France | France, Cour administrative d'appel de LYON, 3ème chambre, 22 janvier 2025, 23LY03688


Vu la procédure suivante :



Procédure contentieuse antérieure



M. B... A... a demandé au tribunal administratif de Lyon d'une part d'annuler l'arrêté du 30 septembre 2022 par lequel le préfet de l'Ardèche a refusé de l'admettre au séjour, a assorti ce refus de l'obligation de quitter le territoire français dans un délai de trente jours et a fixé le pays de renvoi de cette mesure d'éloignement, d'autre part, d'enjoindre au préfet de l'Ardèche de lui délivrer un titre de séjour ou de procéder au réexamen de sa situation.



Par un jugement n° 2302752 du 20 juillet 2023, le tribunal administratif de Lyon a rejeté sa demand...

Vu la procédure suivante :

Procédure contentieuse antérieure

M. B... A... a demandé au tribunal administratif de Lyon d'une part d'annuler l'arrêté du 30 septembre 2022 par lequel le préfet de l'Ardèche a refusé de l'admettre au séjour, a assorti ce refus de l'obligation de quitter le territoire français dans un délai de trente jours et a fixé le pays de renvoi de cette mesure d'éloignement, d'autre part, d'enjoindre au préfet de l'Ardèche de lui délivrer un titre de séjour ou de procéder au réexamen de sa situation.

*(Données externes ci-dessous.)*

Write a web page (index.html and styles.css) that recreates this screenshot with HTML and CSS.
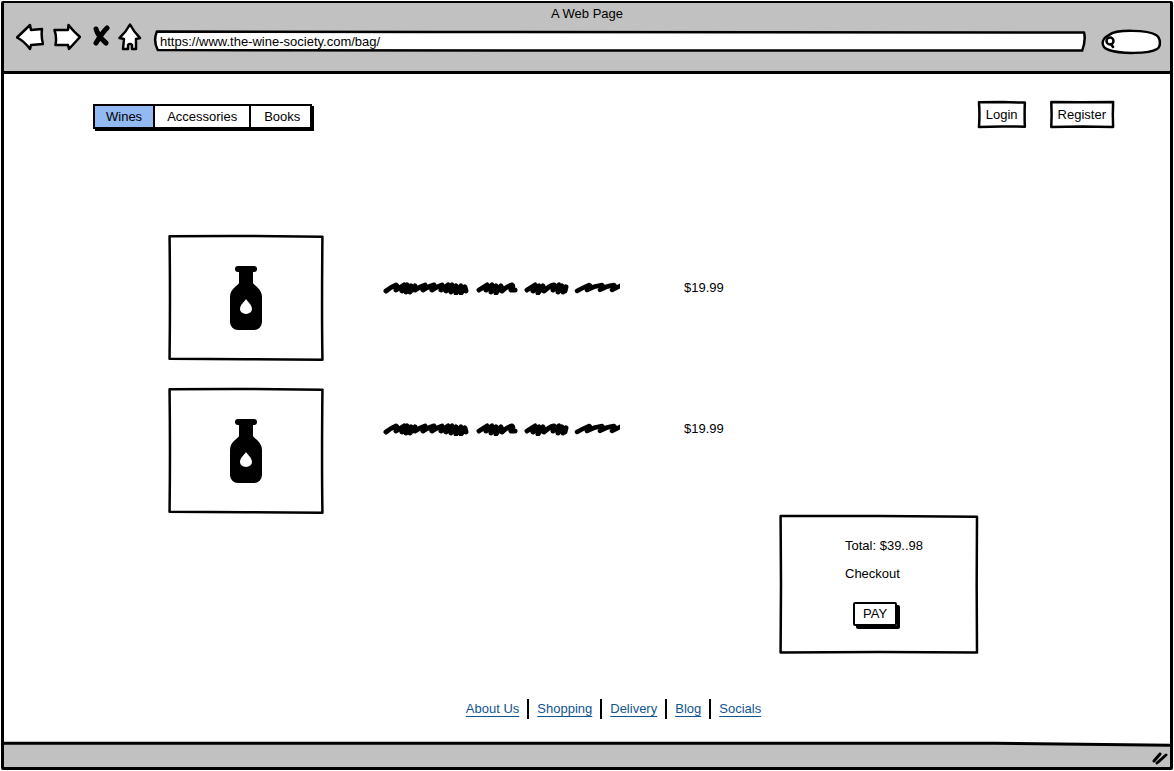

Par un jugement n° 2302752 du 20 juillet 2023, le tribunal administratif de Lyon a rejeté sa demande.

Procédure devant la cour

Par une requête, enregistrée le 1er décembre 2023, M. B... A..., représenté par Me Bruna-Rosso, demande à la cour :

1°) d'annuler ce jugement du tribunal administratif de Lyon du 20 juillet 2023 ;

2°) d'annuler l'arrêté du 30 septembre 2022 par lequel le préfet de l'Ardèche a refusé de l'admettre au séjour, a assorti ce refus de l'obligation de quitter le territoire français dans un délai de trente jours et a fixé le pays de renvoi de cette mesure d'éloignement ;

3°) d'enjoindre au préfet de l'Ardèche, à titre principal, de lui délivrer une carte de séjour temporaire, à titre subsidiaire, de réexaminer sa situation en lui délivrant durant cet examen une autorisation provisoire de séjour l'autorisant à travailler, dans le délai de quinze jours à compter de la notification de l'arrêt à intervenir sous astreinte de 100 euros par jour de retard ;

4°) de mettre à la charge de l'Etat une somme de 1 400 euros en application des dispositions de l'article L. 761-1 du code de justice administrative.

Il soutient que :

la décision portant refus de séjour :

- est entachée d'un vice de procédure en l'absence de saisine de la commission du titre de séjour ;

- méconnaît les stipulations de l'article 8 de la convention européenne de sauvegarde des droits de l'homme et des libertés fondamentales et les dispositions de l'article L. 423-23 du code de l'entrée et du séjour des étrangers et du droit d'asile ;

- méconnaît les dispositions de l'article L. 435-1 du code de l'entrée et du séjour des étrangers et du droit d'asile et est entachée d'une erreur de droit en l'absence d'examen de sa situation personnelle et familiale au regard de ces dispositions ;

- est entachée d'erreur de droit dès lors que le préfet s'est cru lié par le non-respect des dispositions de l'article L. 423-23 du code de l'entrée et du séjour des étrangers et du droit d'asile et a ainsi méconnu l'étendue de sa compétence ;

- est entachée d'une erreur manifeste d'appréciation ;

la décision portant obligation de quitter le territoire français :

- est illégale par exception d'illégalité de la décision portant refus de séjour ;

- est entachée d'une insuffisance de motivation ;

- est entachée d'une erreur de droit dès lors que le préfet n'a pas examiné sa situation ;

- méconnaît les dispositions du 3° de l'article L. 611-3 du code de l'entrée et du séjour des étrangers et du droit d'asile et celles de l'article L. 423-23 du code de l'entrée et du séjour des étrangers et du droit d'asile ;

- méconnaît les stipulations de l'article 8 de la convention européenne de sauvegarde des droits de l'homme et des libertés fondamentales ;

- est entachée d'une erreur manifeste d'appréciation.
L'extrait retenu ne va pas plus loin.